Beijing sees the very clear pattern of anti-China provocations being coordinated by the Beltway faction that argues it is not in our interest for China to further prosper, as this would eventually give them Asian hegemony. Among them are Senator Jesse Helms and the virulent, anti-China Cold War intellectuals at the Weekly Standard -- together with their allies in Taiwan. In the days immediately proceeding Lee's provocative announcement, Helms in The Wall Street Journal (July 8) and the editors of the Standard (July 5) both produced "Let's-Be-China's-Enemy" commentaries. Beijing still regards the bombing of its embassy in Belgrade as a consciously ordered hit, with leaks now coming from the Pentagon to journalists suggesting that it may have been. Beijing also notes with alarm the frenzy being whipped up over the unsupported allegations in the Cox Report of Chinese spying and espionage. The efforts by the China-bashers within the U.S. to block China's membership in the World Trade Organization and even from some congressmen to deny renewal of China's Most-Favored-Nation trading status add up to a clear pattern of a strategy to isolate China.
Senate Foreign Relations Chairman Helms has been arguing on behalf of the old Cold Warrior factions that the U.S. Senate approve the Taiwan Security Enhancement Act, which will authorize more U.S. arms sales to Taiwan and strengthen U.S.-Taiwan military cooperation. The proposal to bring Taiwan under a regional missile-defense system puts Taiwan on the road to being a de facto U.S. protectorate. Beijing views the recent revision of the U.S.-Japan Security Defense Guidelines as a reinforcement of the alliance's offensive nature. It regards U.S. bilateral military alliances with South Korea, and now the Philippines, as "an attempt to give shape to an arc ring of encirclement to contain a stronger China," Shanghai's Jiefang Ribao reports. The same article quotes deputy secretary of defense for East Asia, Kurt Campbell, to chilling effect on this point: "What worries us the most is a stronger China. If China's present growth rate continues for another decade, then historians 50 years later may look back and give such a comment: Strategically speaking, the biggest incident at the end of the 20th century was not the disintegration of the Soviet Union, the Middle East Peace Process, or the Gulf War, but the prosperity of China." The Chinese are not without cause to suspect that President Lee's rejection of the "One-China" policy was coordinated with the U.S. faction that seeks to portray China as a strategic threat.

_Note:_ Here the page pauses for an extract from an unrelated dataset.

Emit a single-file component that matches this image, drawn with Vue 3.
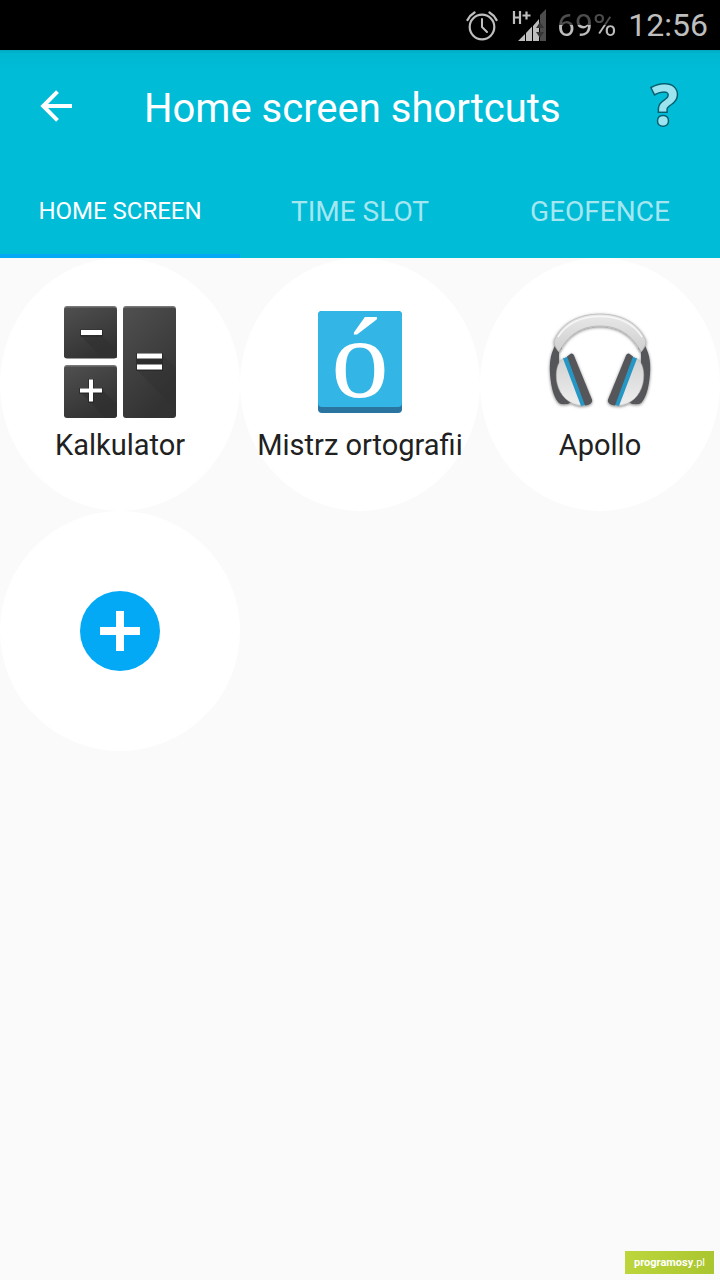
<script setup>
import { ref } from 'vue'

const tabs = ['HOME SCREEN', 'TIME SLOT', 'GEOFENCE']
const active = ref(0)
</script>

<template>
  <div class="screen">
    <div class="status">
      <svg class="alarm" viewBox="0 0 32 32" width="32" height="32" fill="none" stroke="#bebebe" stroke-linecap="round">
        <circle cx="16" cy="18" r="12.3" stroke-width="2.2" />
        <path d="M16 10v8l5 5" stroke-width="2" stroke-linejoin="round" />
        <path d="M1.500 11A18 18 0 0 1 8.500 3.500M30.500 11A18 18 0 0 0 23.500 3.500" stroke-width="2.400" />
      </svg>
      <svg class="signal" viewBox="0 0 34 32" width="34" height="32">
        <path d="M2 2v13M8 2v13M2 8.500h6M10.500 6.500h8M14.500 2.500v8" stroke="#bebebe" stroke-width="2.200" fill="none" />
        <path d="M34 0v32h-6V6z" fill="#4d4d4d" />
        <path d="M6 32l7-7v7zM14 24l6-6.500V32h-6zM21 17l6-7v22h-6z" fill="#bebebe" />
        <path d="M24 19l4-6 4 6zM24 23l4 6 4-6z" fill="#353535" />
      </svg>
      <span class="battery">69%</span>
      <span class="clock">12:56</span>
    </div>

    <header class="bar">
      <div class="toolbar">
        <button class="icon-btn" aria-label="Back">
          <svg viewBox="0 0 32 32" width="32" height="32" fill="none" stroke="#fff" stroke-width="4">
            <path d="M32 16H3M17.500 1.700L3.200 16l14.300 14.300" />
          </svg>
        </button>
        <h1>Home screen shortcuts</h1>
        <button class="help">?</button>
      </div>
      <nav class="tabs" role="tablist">
        <button
          v-for="(t, i) in tabs"
          :key="t"
          role="tab"
          :aria-selected="active === i"
          :class="['tab', { active: active === i }]"
          @click="active = i"
        >{{ t }}</button>
      </nav>
    </header>

    <main class="grid">
      <button class="cell">
        <svg viewBox="0 0 112 112" width="112" height="112">
          <defs>
            <linearGradient id="key" x1="0" y1="0" x2="0.5" y2="1">
              <stop offset="0" stop-color="#505050" />
              <stop offset="1" stop-color="#323232" />
            </linearGradient>
          </defs>
          <rect width="53" height="52" rx="3" fill="#777" />
          <rect y="1.500" width="53" height="51" rx="3" fill="url(#key)" />
          <rect y="59" width="53" height="52" rx="3" fill="#777" />
          <rect y="60.500" width="53" height="51.500" rx="3" fill="url(#key)" />
          <rect x="59" width="53" height="52" rx="3" fill="#777" />
          <rect x="59" y="1.500" width="53" height="110.500" rx="3" fill="url(#key)" />
          <path d="M17 30h21l15 14v8H38z" fill="#303030" opacity=".6" />
          <path d="M17 87l8 8 16 17h10l2-2V98L38 84z" fill="#2e2e2e" opacity=".6" />
          <path d="M73 64h25V48l14 14v42z" fill="#303030" opacity=".4" />
          <path d="M16 23.500h23v7H16zM15 82h9v-9h6v9h9v6h-9v9h-6v-9h-9zM72 47h27v18H72z" fill="#222" opacity=".6" />
          <path d="M17 24h21v5H17zM16 82.500h9v-9h4v9h9v4h-9v9h-4v-9h-9zM73 47.500h25v5H73zM73 58.500h25v5H73z" fill="#fff" />
        </svg>
        <span class="label">Kalkulator</span>
      </button>

      <button class="cell">
        <svg viewBox="0 0 112 112" width="112" height="112">
          <rect x="14" y="5" width="84" height="102" rx="4" fill="#2a74a0" />
          <path d="M14 9a4 4 0 0 1 4-4h76a4 4 0 0 1 4 4v88a4 4 0 0 1-4 4H18a4 4 0 0 1-4-4z" fill="#33b5e5" />
          <text class="letter" x="56" y="91" text-anchor="middle">ó</text>
        </svg>
        <span class="label">Mistrz ortografii</span>
      </button>

      <button class="cell">
        <svg viewBox="0 0 112 112" width="112" height="112">
          <defs>
            <linearGradient id="band" x1="0" y1="0" x2="0" y2="1">
              <stop offset="0" stop-color="#e8e8e8" />
              <stop offset="1" stop-color="#cfcfcf" />
            </linearGradient>
            <linearGradient id="cup" x1="0" y1="0" x2="0" y2="1">
              <stop offset="0" stop-color="#d2d2d2" />
              <stop offset="1" stop-color="#eeeeee" />
            </linearGradient>
            <filter id="shade" x="-10%" y="-10%" width="120%" height="125%">
              <feDropShadow dx="0" dy="1" stdDeviation="1.500" flood-color="#000" flood-opacity=".5" />
            </filter>
            <g id="side">
              <path d="M12 38C7 46 5 56 6 68C7 82 10 91 14 96C16 99 20 98 24 98L30 94L15 70V46L18 42z" fill="#55565a" />
              <path d="M20 52C13 56 11 66 13 77C16 90 25 99 38 99.500L23 55z" fill="url(#cup)" stroke="#aaa" stroke-width=".5" />
              <path d="M19 52.500l5-2 19 48-6 1.500z" fill="#2797c4" />
              <path d="M23 50.500l4-3c1 0 2 0 3 2l18 44c1 3-2 5.500-7 6z" fill="#55565a" />
            </g>
          </defs>
          <g filter="url(#shade)">
            <use href="#side" />
            <use href="#side" transform="matrix(-1 0 0 1 112 0)" />
            <path d="M10 35C17 17 35 8 56 8S95 17 102 35c0 4-2 8-5 11C88 29 75 20 56 20S24 29 15 46c-3-3-5-7-5-11z" fill="url(#band)" stroke="#b0b0b0" stroke-width=".7" />
            <path d="M14 31C23 17 38 10.500 56 10.500S89 17 98 31" fill="none" stroke="#f7f7f7" stroke-width="1.500" />
          </g>
        </svg>
        <span class="label">Apollo</span>
      </button>

      <button class="cell add" aria-label="Add shortcut">
        <svg viewBox="0 0 80 80" width="80" height="80">
          <circle cx="40" cy="40" r="40" fill="#03a9f4" />
          <path d="M20 40h40M40 20v40" stroke="#fff" stroke-width="8" />
        </svg>
      </button>
    </main>

    <footer class="foot">
      <a class="mark" href="#"><b>programosy</b>.pl</a>
    </footer>
  </div>
</template>

<style>
body {
  background: #fafafa;
}
</style>

<style scoped>
.screen {
  min-height: 100vh;
  display: flex;
  flex-direction: column;
  background: #fafafa;
  font-family: Roboto, "Noto Sans", sans-serif;
}
button {
  border: 0;
  padding: 0;
  margin: 0;
  background: none;
  font: inherit;
  color: inherit;
  cursor: pointer;
}
svg {
  display: block;
  overflow: visible;
}
.status {
  height: 50px;
  background: #000;
  color: #bebebe;
  display: flex;
  align-items: center;
  justify-content: flex-end;
  padding-right: 12px;
  font-size: 32px;
  line-height: 52px;
}
.alarm {
  margin-right: 14px;
}
.signal {
  margin-right: 11px;
}
.battery {
  margin-right: 12px;
  background: linear-gradient(#4d4d4d 50%, #bebebe 50%);
  background-clip: text;
  -webkit-background-clip: text;
  color: transparent;
}
.bar {
  background: linear-gradient(#00a9c0, #00b7d1 4px, #00bcd7 20px);
  color: #fff;
}
.toolbar {
  height: 112px;
  display: flex;
  align-items: center;
  padding: 0 42px 0 40px;
}
h1 {
  flex: 1;
  margin: 0;
  padding: 6px 0 0 72px;
  font-size: 40px;
  line-height: 48px;
  font-weight: 400;
  white-space: nowrap;
}
.help {
  padding-bottom: 4px;
  font: 700 55px/64px "Open Sans", sans-serif;
  color: #9be4f0;
  -webkit-text-stroke: 3px #04606f;
  paint-order: stroke fill;
}
.tabs {
  display: grid;
  grid-template-columns: repeat(3, 1fr);
}
.tab {
  height: 96px;
  padding-top: 6px;
  border-bottom: 4px solid transparent;
  font-size: 28px;
  color: #a5e7f1;
}
.tab.active {
  font-size: 24px;
  color: #fff;
  border-color: #03a9f4;
}
.grid {
  flex: 1;
  display: grid;
  grid-template-columns: repeat(3, 1fr);
  align-content: start;
}
.cell {
  display: flex;
  flex-direction: column;
  align-items: center;
  padding: 48px 0 46px;
  background: #fff;
  border-radius: 50%;
}
.add {
  padding: 80px 0;
}
.label {
  margin-top: 7px;
  font-size: 29px;
  line-height: 40px;
  color: #212121;
  white-space: nowrap;
}
.letter {
  font-family: "Liberation Serif", serif;
  font-size: 115px;
  fill: #fff;
}
.foot {
  display: flex;
  justify-content: flex-end;
  padding: 6px;
}
.mark {
  padding: 0 9px;
  background: linear-gradient(100deg, #bdd63c, #a9c52f);
  font: 11px/23px Roboto, sans-serif;
  color: #fff;
  text-decoration: none;
}
</style>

Although the general development of economic convergence was progressing (Taiwanese have some US$30 billion invested on the mainland), Pres. Lee's announcement likely means suspension of the promising bilateral non-government talks that had been occurring. Lee's government, while paying lip service to a policy of non-provocation, has attempted to control the pace and volume of Taiwan's booming commercial and financial relations with the mainland. Hsu Hsin-liang, leader of a KMT faction, voiced criticism of the government's official "guard against impetuosity and maintain patience" policy. In his "Guidelines," as reported in Taipei's Lien-Ho Pa, Hsu proposed an acceleration of efforts to improve cross-strait relations and promote progress in trade and economic relations. The government is too short-sighted and efforts to restrain Taiwanese investors from making large-scale investments in China threaten Taiwan's economic well-being, he advises. Hsu articulates the view of what increasingly now is a de facto role in China's development -- the one played by Taiwan's business community. The relationship has not escaped the consequences of the Asian financial crisis, with Taiwan investment on the mainland down by 75.6% since the beginning of the year and indirect trade off by nearly 8% (as import controls were employed). Yet the direction remained positive, as the Taiwanese business community continued to circumvent official policy restrictions on trade with the mainland. This development, of course, is regarded with alarm in those quarters that seek to isolate China.
It is hard to take at face value the conventional rationalization that Pres. Lee's remarks on "state-to-state" relations were intended to steal thunder from the pro-Independence party going into Taiwan's presidential campaign. After all, the recent KMT advances in legislative elections were based on approval of a policy of non-confrontation with the mainland. A recent editorial "Ask Taiwan" in The Wall Street Journal, 6-29-99, reported that virtually no one the editorial staff talked to in Taipei wants to exploit the current Beijing-Washington rift. The Journal, though, remains schizophrenic on China. This morning it runs a highly provocative piece by James Lilley, ambassador to Beijing in the Bush years, which argues for Taiwan's status as a state separate from the PRC. GOP presidential frontrunner George W. Bush is getting his China advice from the hardliners, including Richard Perle and Paul Wolfowitz, while the only GOP presidential hopeful who publicly opposes statehood status for Taiwan and supports China's economic success -- while supporting Taiwan's membership in the World Trade Organization -- is former Bush Vice President Dan Quayle.
While most Taiwanese want no part of a confrontation with Beijing, the China-bashers likely hope to goad the PRC into a military reaction to further buttress their allegations that the country is a threat that must be encircled and contained. Thus, Taiwan has become a pawn in a post-Cold War strategy to portray China as a threat. Such a strategy, though, cuts against what many in Taiwan's leadership have affirmed: "There is nothing to be gained by attempts in the U.S. to isolate China." This area of foreign policy has slipped through Clinton's hands, and the momentum now is with the anti-China faction. It comes very close to representing a major coup within the U.S. foreign policy establishment. China-U.S. relations now is the single most important foreign policy question facing the country and will remain so during the 2000 presidential elections.